Don Goldberg, director of economic development for the Port of Bellingham, informed port commissioners during their October 14 meeting that discussions were underway for two different uses of the property. Goldberg did not name the companies, but said they were also in conversation with Alcoa.

The first company is working with Washington state and Alcoa in an attempt to modernize the smelter and reopen it for production.

“It’s a very complex process to know whether the facility can be opened and whether Alcoa will do a transaction,” Goldberg said during the meeting, adding Alcoa recently sold its property outside of the plant to AltaGas, the new owners of Petrogas Energy Corporation.

“I’m thrilled by the idea that someone may come in there and modernize that plant,” said Ken Bell, Port of Bellingham commission president. “One of the problems with it was it never scaled to the size that would have made it economically viable during the days it operated. It needs that vision in order for it to be successful.”

Pittsburgh-based Alcoa announced in April 2020 that it would stop production at its Ferndale smelter by the end of July 2020 after years of economic instability.

The second option is from a partnership between U.S. and Lower Mainland B.C. companies that want to create the most environmentally friendly steel mill in the world at the now-idled smelter.
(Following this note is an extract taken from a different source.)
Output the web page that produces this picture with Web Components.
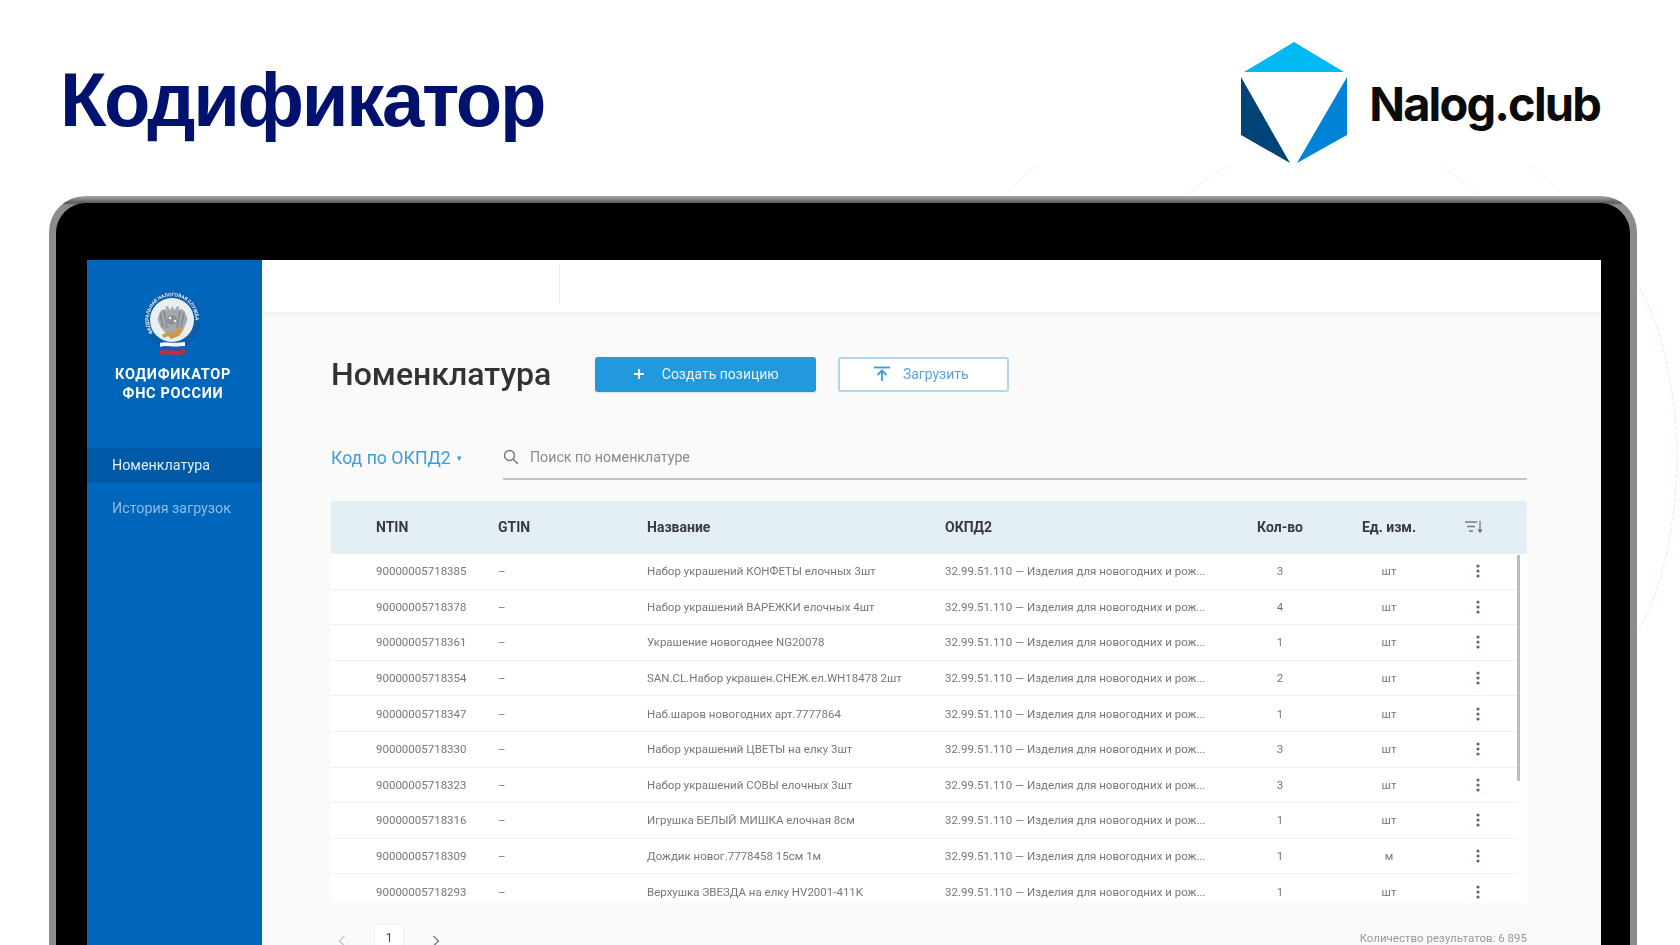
<!DOCTYPE html>
<html lang="ru">
<head>
<meta charset="utf-8">
<title>Кодификатор</title>
<style>
    html, body { margin: 0; height: 100%; background: #fff; overflow: hidden; }
    body { font-family: Roboto, "Liberation Sans", sans-serif; }
</style>
</head>
<body>
<slide-page>
    <slide-header></slide-header>
    <laptop-frame>
        <app-sidebar></app-sidebar>
        <nomenclature-view></nomenclature-view>
    </laptop-frame>
</slide-page>

<script>
// Outer slide: title row + laptop mockup
class SlidePage extends HTMLElement {
    constructor() {
        super();
        this.attachShadow({ mode: 'open' });
        this.shadowRoot.innerHTML = `
            <style>
                :host { display: block; position: relative; width: 1680px; height: 945px; overflow: hidden; background: #fff; }
                .arcs { position: absolute; left: 0; top: 0; }
                .content { position: relative; }
            </style>
            <svg class="arcs" width="1680" height="945" fill="none" stroke="#fdeef1" stroke-width="1">
                <path d="M1004 197 Q1020 178 1037 165"/>
                <path d="M1184 197 Q1205 178 1230 165"/>
                <path d="M1440 165 Q1462 180 1483 197"/>
                <path d="M1531 165 Q1548 180 1564 197"/>
                <path d="M1636 283 C1664 325 1677 400 1677 458 C1677 516 1664 590 1636 633" stroke="#fddfe5" stroke-dasharray="4 2"/>
            </svg>
            <div class="content"><slot></slot></div>
        `;
    }
}

class SlideHeader extends HTMLElement {
    constructor() {
        super();
        this.attachShadow({ mode: 'open' });
        this.shadowRoot.innerHTML = `
            <style>
                :host { display: flex; justify-content: space-between; height: 196px; padding: 0 80px 0 60px; }
                h1 {
                    margin: 54px 0 0;
                    font: 700 76px/1.2 "Liberation Sans", Arial, sans-serif;
                    letter-spacing: -2.3px;
                    color: #00126e;
                }
                .logo { display: flex; align-items: flex-start; padding-top: 42px; gap: 22px; }
                .brand {
                    font: 700 47px/1 Inter, "Liberation Sans", sans-serif;
                    color: #0b0b0b;
                    letter-spacing: -1.85px;
                    margin-top: 38px;
                }
                svg { display: block; }
            </style>
            <h1>Кодификатор</h1>
            <div class="logo">
                <svg width="106" height="122" viewBox="1242 42 106 122">
                    <polygon points="1295,42 1245,72 1345,72" fill="#00b9f2"/>
                    <polygon points="1242,77 1242,135 1291,163" fill="#004377"/>
                    <polygon points="1348,77 1348,135 1298,163" fill="#0082d6"/>
                </svg>
                <div class="brand">Nalog.club</div>
            </div>
        `;
    }
}

class LaptopFrame extends HTMLElement {
    constructor() {
        super();
        this.attachShadow({ mode: 'open' });
        this.shadowRoot.innerHTML = `
            <style>
                :host {
                    display: block;
                    box-sizing: border-box;
                    width: 1588px;
                    height: 760px;
                    margin-left: 49px;
                    padding: 7px 7px 0 7px;
                    background: linear-gradient(to bottom, #a8a8a8 0, #5a5a5a 7px, #8c8c8c 9px, #8c8c8c 100%);
                    border-radius: 36px 36px 0 0;
                }
                .bezel {
                    height: 100%;
                    box-sizing: border-box;
                    padding: 57px 29px 0 31px;
                    background: #000;
                    border-radius: 30px 30px 0 0;
                }
                .screen { display: flex; height: 100%; background: #fafafa; overflow: hidden; filter: blur(.35px); }
            </style>
            <div class="bezel"><div class="screen"><slot></slot></div></div>
        `;
    }
}

class AppSidebar extends HTMLElement {
    constructor() {
        super();
        this.attachShadow({ mode: 'open' });
        this.shadowRoot.innerHTML = `
            <style>
                :host {
                    display: block;
                    flex: 0 0 175px;
                    background: #0066bb;
                    color: #fff;
                    font-family: Roboto, sans-serif;
                }
                .emblem { display: block; margin: 29px 0 0 53px; }
                .name {
                    margin-top: 6px;
                    padding-right: 3px;
                    text-align: center;
                    font: 700 14.5px/19px Roboto, sans-serif;
                    letter-spacing: .7px;
                }
                nav { margin-top: 45px; }
                .item { height: 35px; line-height: 35px; padding-left: 25px; font-size: 14.3px; margin-bottom: 8px; }
                .item.active { background: #0059a6; color: #e4eef7; }
                .item.muted { color: #8fbce3; }
            </style>
            <svg class="emblem" width="64" height="70" viewBox="-2 -4 64 70">
                <defs><path id="ring" d="M11 40a23.300 23.300 0 1 1 38 0"/></defs>
                <circle cx="30" cy="27" r="28.500" fill="#0c5ca6"/>
                <circle cx="30" cy="27" r="22" fill="#e9eef3"/>
                <text font-family="Roboto, sans-serif" font-size="5" font-weight="700" fill="#dfe9f3"><textPath href="#ring" textLength="88" lengthAdjust="spacing">ФЕДЕРАЛЬНАЯ НАЛОГОВАЯ СЛУЖБА</textPath></text>
                <!-- eagle -->
                <path d="M30 13l2.500 4 3-4 2 1-1 3 3-1 3 2 3 8-3 8-4 5-5 1-3 3-3-3-5-1-4-5-3-8 3-8 3-2 3 1-1-3 2-1 3 4z" fill="#a4a9ae"/>
                <path d="M18 20l3 14M22 18l3 17M42 20l-3 14M38 18l-3 17" stroke="#858a90" stroke-width="1.500" fill="none"/>
                <circle cx="30" cy="27" r="5" fill="#8b9096"/>
                <circle cx="28" cy="25" r="1.200" fill="#f4f4f4"/><circle cx="33" cy="28" r="1.200" fill="#f4f4f4"/>
                <!-- gold sprigs -->
                <path d="M20 42l6-4 3 3 9-7 4 2-5 7-8 3-3-3-4 2z" fill="#c79c4c"/>
                <!-- flag -->
                <path d="M18 50c5-2 11 1 25-1v4c-13 2-19-1-25 1z" fill="#f4f6f8"/>
                <path d="M18 54c6-2 11 1 25-1v4c-13 2-19-1-25 1z" fill="#2c54ad"/>
                <path d="M18 58c6-2 11 1 25-1v4c-13 2-19-1-25 1z" fill="#cf2a30"/>
            </svg>
            <div class="name">КОДИФИКАТОР<br>ФНС РОССИИ</div>
            <nav>
                <div class="item active">Номенклатура</div>
                <div class="item muted">История загрузок</div>
            </nav>
        `;
    }
}

// Main content: top band, title row, search, table, pager
class NomenclatureView extends HTMLElement {
    constructor() {
        super();
        this.attachShadow({ mode: 'open' });
        this.shadowRoot.innerHTML = `
            <style>
                :host { display: block; flex: 1; min-width: 0; font-family: Roboto, sans-serif; color: #333; }
                .topbar {
                    height: 52px;
                    background: #fff;
                    box-shadow: 0 2px 6px rgba(0,0,0,.06);
                    display: flex;
                    padding: 5px 0 8px 297px;
                    box-sizing: border-box;
                }
                .topbar i { width: 1px; background: #ececec; }
                .body { padding: 45px 74px 0 69px; }
                .title-row { display: flex; align-items: center; height: 35px; }
                h2 { margin: 0 44px 0 0; font: 500 32px/35px Roboto, sans-serif; color: #333; white-space: nowrap; }
                .btn {
                    box-sizing: border-box;
                    height: 35px;
                    padding-bottom: 1px;
                    border-radius: 3px;
                    display: flex;
                    align-items: center;
                    justify-content: center;
                    font-size: 14px;
                    gap: 17px;
                }
                .primary { width: 221px; background: #2299dd; color: #e9f5fc; margin-right: 22px; box-shadow: 0 1px 2px rgba(0,0,0,.12); }
                .secondary { width: 171px; background: #fff; color: #5aa5d8; border: 2px solid #b2d6eb; gap: 12px; padding-right: 6px; }
                .filter-row { display: flex; margin-top: 48px; height: 40px; }
                .okpd { width: 172px; color: #3d9bd9; font-size: 17.7px; line-height: 36px; white-space: nowrap; }
                .okpd span { font-size: 8px; vertical-align: 3px; }
                .search {
                    flex: 1;
                    display: flex;
                    align-items: center;
                    gap: 11px;
                    border-bottom: 2px solid #c4c4c4;
                    color: #8a8a8a;
                    font-size: 14.2px;
                    padding-bottom: 4px;
                }
                nom-table { margin-top: 21px; }
                .pager { display: flex; align-items: flex-start; padding: 21px 0 0 7px; color: #555; }
                .pager svg { margin-top: 11px; }
                .page {
                    box-sizing: border-box;
                    width: 30px;
                    height: 40px;
                    margin: 0 28px;
                    padding-top: 8px;
                    background: #fff;
                    border: 1px solid #eee;
                    border-radius: 3px;
                    text-align: center;
                    font-size: 12px;
                    line-height: 11px;
                    color: #444;
                }
                .count { margin-left: auto; padding-top: 9px; font-size: 11.5px; color: #999; line-height: 11px; white-space: nowrap; }
            </style>
            <div class="topbar"><i></i></div>
            <div class="body">
                <div class="title-row">
                    <h2>Номенклатура</h2>
                    <div class="btn primary">
                        <svg width="12" height="12" viewBox="0 0 12 12"><path d="M6 1v10M1 6h10" stroke="#fff" stroke-width="1.800"/></svg>
                        <span>Создать позицию</span>
                    </div>
                    <div class="btn secondary">
                        <svg width="18" height="16" viewBox="0 0 18 16" fill="none" stroke="#3d9bd9" stroke-width="1.800"><path d="M1 1.500h16"/><path d="M9 15V5M4.500 9L9 4.500 13.500 9"/></svg>
                        <span>Загрузить</span>
                    </div>
                </div>
                <div class="filter-row">
                    <div class="okpd">Код по ОКПД2 <span>▼</span></div>
                    <div class="search">
                        <svg width="16" height="16" viewBox="0 0 16 16" fill="none" stroke="#777" stroke-width="1.400"><circle cx="6.500" cy="6.500" r="5"/><path d="M10.200 10.200L15 15"/></svg>
                        <span>Поиск по номенклатуре</span>
                    </div>
                </div>
                <nom-table></nom-table>
                <div class="pager">
                    <svg width="8" height="12" viewBox="0 0 8 12" fill="none" stroke="#c4c4c4" stroke-width="1.300"><path d="M6.500 1L1.500 6l5 5"/></svg>
                    <div class="page">1</div>
                    <svg width="8" height="12" viewBox="0 0 8 12" fill="none" stroke="#777" stroke-width="1.300"><path d="M1.500 1l5 5-5 5"/></svg>
                    <div class="count">Количество результатов: 6 895</div>
                </div>
            </div>
        `;
    }
}

const ROWS = [
    ['90000005718385', 'Набор украшений КОНФЕТЫ елочных 3шт', '3', 'шт'],
    ['90000005718378', 'Набор украшений ВАРЕЖКИ елочных 4шт', '4', 'шт'],
    ['90000005718361', 'Украшение новогоднее NG20078', '1', 'шт'],
    ['90000005718354', 'SAN.CL.Набор украшен.СНЕЖ.ел.WH18478 2шт', '2', 'шт'],
    ['90000005718347', 'Наб.шаров новогодних арт.7777864', '1', 'шт'],
    ['90000005718330', 'Набор украшений ЦВЕТЫ на елку 3шт', '3', 'шт'],
    ['90000005718323', 'Набор украшений СОВЫ елочных 3шт', '3', 'шт'],
    ['90000005718316', 'Игрушка БЕЛЫЙ МИШКА елочная 8см', '1', 'шт'],
    ['90000005718309', 'Дождик новог.7778458 15см 1м', '1', 'м'],
    ['90000005718293', 'Верхушка ЗВЕЗДА на елку HV2001-411K', '1', 'шт']
];
const OKPD = '32.99.51.110 — Изделия для новогодних и рож...';

class NomTable extends HTMLElement {
    constructor() {
        super();
        this.attachShadow({ mode: 'open' });
        const COLS = 'grid-template-columns: 45px 122px 149px 298px 280px 110px 108px 70px;';
        this.shadowRoot.innerHTML = `
            <style>
                :host { display: block; position: relative; height: 402px; overflow: hidden; background: #fff; border-radius: 2px; }
                .row { display: grid; ${COLS} align-items: center; }
                .head {
                    height: 53px;
                    box-sizing: border-box;
                    padding-bottom: 2px;
                    background: #e4eef5;
                    font: 700 14px/1 Roboto, sans-serif;
                    color: #3a3a3a;
                }
                .line {
                    height: 35.6px;
                    box-sizing: border-box;
                    margin-right: 9px;
                    border-bottom: 1.5px solid #f2f2f2;
                    font-size: 11.5px;
                    color: #777;
                    white-space: nowrap;
                }
                .line:last-of-type { border-bottom: 0; }
                .c { text-align: center; }
                .dots { display: flex; justify-content: center; }
                .dots.sort { margin-right: 8px; }
                .dots b { display: flex; align-items: center; justify-content: center; width: 20px; height: 20px; border-radius: 50%; box-shadow: 0 1px 2px rgba(0,0,0,.03); }
                .thumb { position: absolute; right: 7px; top: 54px; width: 3.5px; height: 226px; background: #bcbcbc; }
            </style>
            <div class="row head">
                <span></span><span>NTIN</span><span>GTIN</span><span>Название</span><span>ОКПД2</span>
                <span class="c">Кол-во</span><span class="c">Ед. изм.</span>
                <span class="dots sort">
                    <svg width="20" height="14" viewBox="0 0 20 14" fill="none" stroke="#777" stroke-width="1.300"><path d="M1 2h12M3 6.500h8M5 11h4"/><path d="M16 1v11M14 9.500l2 2.500 2-2.500"/></svg>
                </span>
            </div>
            ${ROWS.map(r => `
                <div class="row line">
                    <span></span><span>${r[0]}</span><span>–</span><span>${r[1]}</span><span>${OKPD}</span>
                    <span class="c">${r[2]}</span><span class="c">${r[3]}</span>
                    <span class="dots"><b>
                        <svg width="4" height="14" viewBox="0 0 4 14" fill="#666"><circle cx="2" cy="2" r="1.600"/><circle cx="2" cy="7" r="1.600"/><circle cx="2" cy="12" r="1.600"/></svg>
                    </b></span>
                </div>
            `).join('')}
            <div class="thumb"></div>
        `;
    }
}

customElements.define('slide-page', SlidePage);
customElements.define('slide-header', SlideHeader);
customElements.define('laptop-frame', LaptopFrame);
customElements.define('app-sidebar', AppSidebar);
customElements.define('nomenclature-view', NomenclatureView);
customElements.define('nom-table', NomTable);
</script>
</body>
</html>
Steel mills in the U.S. mostly use fossil fuels and ship their scrap to Asia to be made with coal plants, before being shipped back to the U.S., Goldberg explained. Instead, this company would make steel by using scrap in the U.S. and using a modern electric furnace and green hydrogen power.

The steel mill would come in three phases: Phase 1 would have a micro steel mill with about 100 six-figure jobs; phase 2 would be a $1 billion investment that would expand the plant to create 600-700 jobs; and phase 3 would be a $3 billion investment to create over 1,000 jobs, similar to a project the potential buyers are building on the East Coast. Phase one would mostly make rebar steel, while phase two would add more steel products and phase three would add aluminum.

“I’m opening up about the inside conversations that have been done but we’re light-years away from an actual translation or something coming to the commission,” Goldberg said.